(HealthDay)—More than 40 percent of radiologists separated from at least one practice in recent years, according to a study published online Nov. 13 in the Journal of the American College of Radiology.
Stefan Santavicca, from the Georgia Institute of Technology in Atlanta, and colleagues assessed recent trends and characteristics in radiologist-practice separation across the United States using the Medicare Physician Compare and Medicare Physician and Other Supplier Public Use File data sets, with 25,228 radiologists linked to 4,381 associated group practices (2014 to 2018).

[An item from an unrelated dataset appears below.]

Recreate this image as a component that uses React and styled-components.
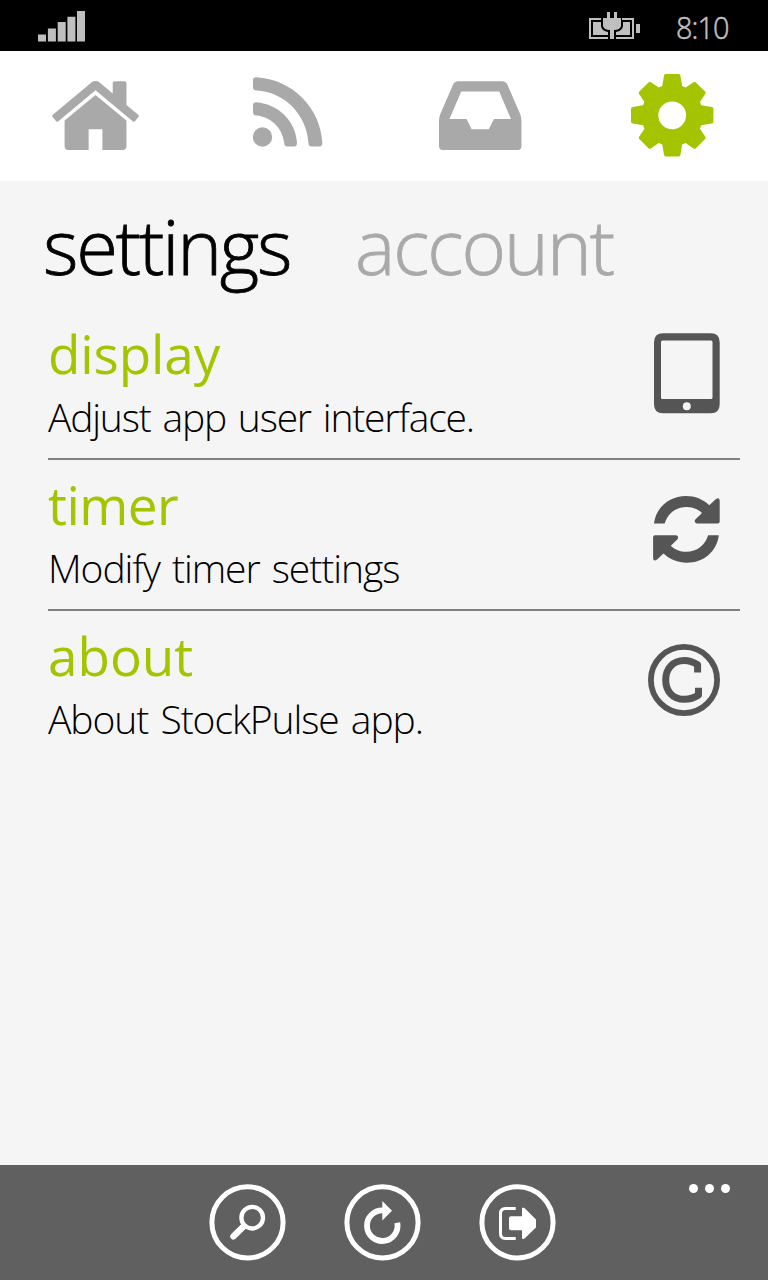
import React from "react";
import styled, { createGlobalStyle } from "styled-components";

const GlobalStyle = createGlobalStyle`
  * { box-sizing: border-box; }
  body { margin: 0; background: #f5f5f5; }
  button { border: 0; padding: 0; background: none; font: inherit; color: inherit; }
  svg { display: block; flex: none; }
`;

const green = "#a4c400";
const gray = "#a9a9a9";

const Screen = styled.div`
  display: flex;
  flex-direction: column;
  width: 768px;
  height: 1280px;
  background: #f5f5f5;
  font-family: "Open Sans", "Noto Sans", sans-serif;
  overflow: hidden;
`;

const StatusBar = styled.header`
  display: flex;
  align-items: center;
  height: 51px;
  padding: 0 38px;
  background: #000;
  color: #bfbfbf;
`;

const Signal = styled.svg`
  margin-right: auto;
`;

const Clock = styled.time`
  width: 55px;
  margin-left: 36px;
  margin-right: -1px;
  font-size: 32px;
  font-weight: 300;
  line-height: 51px;
  letter-spacing: -1px;
  white-space: nowrap;
  -webkit-text-stroke: 0.6px #bfbfbf;
  padding-top: 1px;
  transform: scaleX(0.9);
  transform-origin: left;
`;

const Tabs = styled.nav`
  display: grid;
  grid-template-columns: repeat(4, 1fr);
  height: 130px;
  background: #fff;
`;

const Tab = styled.button`
  color: ${(p) => (p.$active ? green : gray)};
`;

const Pivot = styled.div`
  display: flex;
  height: 128px;
  padding: 14px 0 0 43px;
`;

const PivotItem = styled.h1`
  width: ${(p) => p.$width}px;
  margin: 0;
  font-size: 76px;
  font-weight: 300;
  line-height: 101px;
  letter-spacing: ${(p) => p.$spacing}px;
  color: ${(p) => (p.$active ? "#000" : gray)};
  -webkit-text-stroke: 0.8px currentColor;
  white-space: nowrap;
`;

const List = styled.main`
  flex: 1;
  padding: 0 28px 0 48px;
`;

const Row = styled.section`
  display: flex;
  justify-content: space-between;
  height: 151px;
  padding-right: 20px;
  border-bottom: 2px solid ${(p) => (p.$last ? "transparent" : "#808080")};
  color: #555;
`;

const RowText = styled.div`
  padding-top: 12px;
`;

const RowTitle = styled.h2`
  margin: 0 0 5px;
  font-size: 53px;
  font-weight: 400;
  line-height: 65px;
  letter-spacing: ${(p) => p.$spacing}px;
  color: ${green};
  white-space: nowrap;
`;

const RowNote = styled.p`
  margin: 0;
  font-size: 39px;
  font-weight: 300;
  line-height: 52px;
  letter-spacing: ${(p) => p.$spacing}px;
  word-spacing: 3px;
  color: #000;
  white-space: nowrap;
`;

const AppBar = styled.footer`
  display: flex;
  height: 115px;
  padding-left: 207px;
  background: #606060;
  color: #fff;
`;

const Action = styled.button`
  width: 135px;
  height: 115px;
`;

const More = styled.button`
  display: flex;
  gap: 7px;
  height: 9px;
  margin: 19px 38px 0 auto;
`;

const Dot = styled.span`
  width: 9px;
  height: 9px;
  border-radius: 50%;
  background: #fff;
`;

const HomeIcon = () => (
  <svg width="192" height="130" viewBox="0 51 192 130" fill="currentColor">
    <g transform="translate(47.4 67.5) scale(.0537)">
      <path d="M1472 992v480q0 26-19 45t-45 19h-384v-384h-256v384h-384q-26 0-45-19t-19-45v-480q0-1 .5-3t.5-3l575-474 575 474q1 2 1 6zm223-69l-62 74q-8 9-21 11h-3q-13 0-21-7l-692-577-692 577q-12 8-24 7-13-2-21-11l-62-74q-8-10-7-23.5t11-21.5l719-599q32-26 76-26t76 26l244 204v-195q0-14 9-23t23-9h192q14 0 23 9t9 23v408l219 182q10 8 11 21.5t-7 23.5z" />
    </g>
  </svg>
);

const FeedIcon = () => (
  <svg width="192" height="130" viewBox="192 51 192 130" fill="currentColor">
    <circle cx="262.5" cy="137" r="9.7" />
    <path d="M256 77.3C293 79 321 109 322.3 143Q322.3 146.6 319 146.6H311.5Q308.5 146.6 308.5 143C306.500 114 284 92 256.500 90.600Q253 90.400 253 87V80.500Q253 77.300 256 77.300Z" />
    <path d="M256 102.300C279 104 296 122 297 143Q297 146.600 294 146.600H287.500Q284.300 146.600 284.200 143C282.500 128 271 117 256.500 115.600Q253 115.300 253 112V105.500Q253 102.300 256 102.300Z" />
  </svg>
);

const InboxIcon = () => (
  <svg width="192" height="130" viewBox="384 51 192 130" fill="currentColor">
    <g transform="translate(432.100 67.500) scale(.0537)">
      <path d="M1151 960h316q-1-3-2.5-8t-2.5-8l-212-496h-708l-212 496q-1 2-2.5 8t-2.5 8h316l95 192h320zm513 30v482q0 26-19 45t-45 19h-1408q-26 0-45-19t-19-45v-482q0-62 25-123l238-552q10-25 36.5-42t52.5-17h832q26 0 52.5 17t36.500 42l238 552q25 61 25 123z" />
    </g>
  </svg>
);

const toothAngles = [0, 45, 90, 135, 180, 225, 270, 315];

const GearIcon = () => (
  <svg width="192" height="130" viewBox="576 51 192 130" fill="currentColor">
    <g transform="translate(672.200 115.300)">
      <circle r="22.300" fill="none" stroke="currentColor" strokeWidth="16.800" />
      {toothAngles.map((a) => (
        <path
          key={a}
          transform={`rotate(${a})`}
          d={
            a % 90
              ? "M-10.500-27L-8.300-38.500Q-8-40-6.500-40H6.500Q8-40 8.300-38.500L10.500-27Z"
              : "M-10.500-26L-8.200-39.500Q-8-41.200-6.500-41.200H6.500Q8-41.200 8.200-39.500L10.500-26Z"
          }
        />
      ))}
    </g>
  </svg>
);

const BatteryIcon = () => (
  <svg width="51" height="51" viewBox="589 0 51 51" fill="currentColor">
    <path d="M589 18H601V20H591V37H608V39H589ZM634 18H622V20H632V37H616V39H634Z" />
    <path d="M593 22H601V26Q601.500 31 608 32V35H593ZM630 22H623V26Q622.500 31 616 32V35H630Z" />
    <path d="M607 12H610V18H614V12H617V18H621V26Q620 30 614 30V39H610V30Q604 30 603 26V18H607ZM636 24H640V33H636Z" />
  </svg>
);

const TabletIcon = () => (
  <svg width="72" height="149" viewBox="648 309 72 149" fill="currentColor">
    <path fillRule="evenodd" d="M663 333.300H710.700Q719.700 333.300 719.700 342.300V404.300Q719.700 413.300 710.700 413.300H663Q654 413.300 654 404.300V342.300Q654 333.300 663 333.300ZM662.500 340.500Q661 340.500 661 342V397.500Q661 399 662.500 399H711Q712.500 399 712.500 397.500V342Q712.500 340.500 711 340.500ZM690.800 406.300A4 4 0 1 0 682.800 406.300A4 4 0 1 0 690.800 406.300Z" />
  </svg>
);

const SyncIcon = () => (
  <svg width="72" height="149" viewBox="648 460 72 149" fill="currentColor">
    <path id="half" d="M654 523.500C656 507 669.500 496 686 496C695 496 703 499.200 709.300 505.200L715.700 499.300Q719.700 496.800 719.700 501V521.500Q719.700 523.500 717.700 523.500H697Q693.500 522.800 695.300 519.500L702 513C697.500 508.800 692.500 507 686.500 507C676 507 667.500 513.500 664.700 523.500Z" />
    <use href="#half" transform="rotate(180 686.400 529.400)" />
  </svg>
);

const CopyrightIcon = () => (
  <svg width="72" height="149" viewBox="648 611 72 149" fill="none" stroke="currentColor">
    <circle cx="684" cy="680" r="33.100" strokeWidth="5.800" />
    <path strokeWidth="7" d="M697.600 672.600V664.800Q691 660.500 684.500 660.500C672.500 660.500 665.700 669 665.700 680C665.700 691 672.500 699.300 684.500 699.300Q692 699.300 698.500 695V687.800" strokeLinejoin="round" />
  </svg>
);

const Ring = ({ cx, children }) => (
  <svg width="135" height="115" viewBox={`${cx - 40.5} 1165 135 115`} fill="none" stroke="currentColor">
    <circle cx={cx} cy="1222.400" r="35.600" strokeWidth="5" />
    {children}
  </svg>
);

const rows = [
  { title: "display", note: "Adjust app user interface.", Icon: TabletIcon, ts: -0.1, ns: -1.2 },
  { title: "timer", note: "Modify timer settings", Icon: SyncIcon, ts: -0.5, ns: -1.05 },
  { title: "about", note: "About StockPulse app.", Icon: CopyrightIcon, ts: 0, ns: -1.05 },
];

export default function App() {
  return (
    <Screen>
      <GlobalStyle />
      <StatusBar>
        <Signal width="47" height="51" viewBox="38 0 47 51" fill="currentColor">
          <path d="M38 34.400h8v7h-8zM47.900 28.400h8v13h-8zM57.700 22h8v19.400h-8zM67.400 16.800h8v24.600h-8zM77 11h8v30.400h-8z" />
        </Signal>
        <BatteryIcon />
        <Clock>8:10</Clock>
      </StatusBar>
      <Tabs>
        <Tab><HomeIcon /></Tab>
        <Tab><FeedIcon /></Tab>
        <Tab><InboxIcon /></Tab>
        <Tab $active><GearIcon /></Tab>
      </Tabs>
      <Pivot>
        <PivotItem $active $width={312} $spacing={-2.2}>settings</PivotItem>
        <PivotItem $width={300} $spacing={-2}>account</PivotItem>
      </Pivot>
      <List>
        {rows.map(({ title, note, Icon, ts, ns }, i) => (
          <Row key={title} $last={i === rows.length - 1}>
            <RowText>
              <RowTitle $spacing={ts}>{title}</RowTitle>
              <RowNote $spacing={ns}>{note}</RowNote>
            </RowText>
            <Icon />
          </Row>
        ))}
      </List>
      <AppBar>
        <Action>
          <Ring cx={247.5}>
            <circle cx="252.200" cy="1217.700" r="10.800" strokeWidth="4.300" />
            <path d="M243 1227L233.500 1236.300" strokeWidth="6.500" strokeLinecap="round" />
          </Ring>
        </Action>
        <Action>
          <Ring cx={382.5}>
            <path d="M383 1210.400A15.300 15.300 0 1 0 397.300 1222.800" strokeWidth="5.800" />
            <path d="M382.300 1201L392 1210.700L382.300 1220.500Z" fill="currentColor" stroke="none" />
          </Ring>
        </Action>
        <Action>
          <Ring cx={517.5}>
            <path d="M515.700 1208.500H505.500Q500.500 1208.500 500.500 1213.500V1233.500Q500.500 1238.500 505.500 1238.500H515.700" strokeWidth="3" />
            <path d="M509 1218Q509 1216.300 511 1216.300H522V1209Q522 1206.500 524.500 1208L536 1219.500V1227.500L524.500 1238.500Q522 1240 522 1237.500V1230.300H511Q509 1230.300 509 1228.500Z" fill="currentColor" stroke="none" />
          </Ring>
        </Action>
        <More aria-label="more"><Dot /><Dot /><Dot /></More>
      </AppBar>
    </Screen>
  );
}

The researchers found that 41.1 percent separated from at least one group practice during the study period, with annual separation rates increasing 38.4 percent over time (13.8 percent from 2014 to 2015 to 19.2 percent from 2017 to 2018). There was geographical variation noted in radiologist-practice separation rates, ranging from 26.3 percent in Virginia to 57.4 percent in Utah. For general radiologists, separation rates were 42.8 percent compared with 38.2 percent for subspecialty radiologists, with further variation by subspecialty (from 33.5 percent for cardiothoracic radiologists to 43 percent for breast imagers). Independent positive predictors of radiologist-practice separation included early-career status (odds ratio [OR], 1.286) and late-career status (OR, 1.554). Independent negative predictors of separation included larger practice size (OR, 0.795), radiology-only (versus multispecialty) groups (OR, 0.468), academic (versus nonacademic) practice (OR, 0.709), as well as abdominal (OR, 0.820), musculoskeletal (OR, 0.659), and neuroradiology (OR, 0.895) subspecialization.
“The U.S. radiologist workforce is highly and increasingly mobile,” the authors write.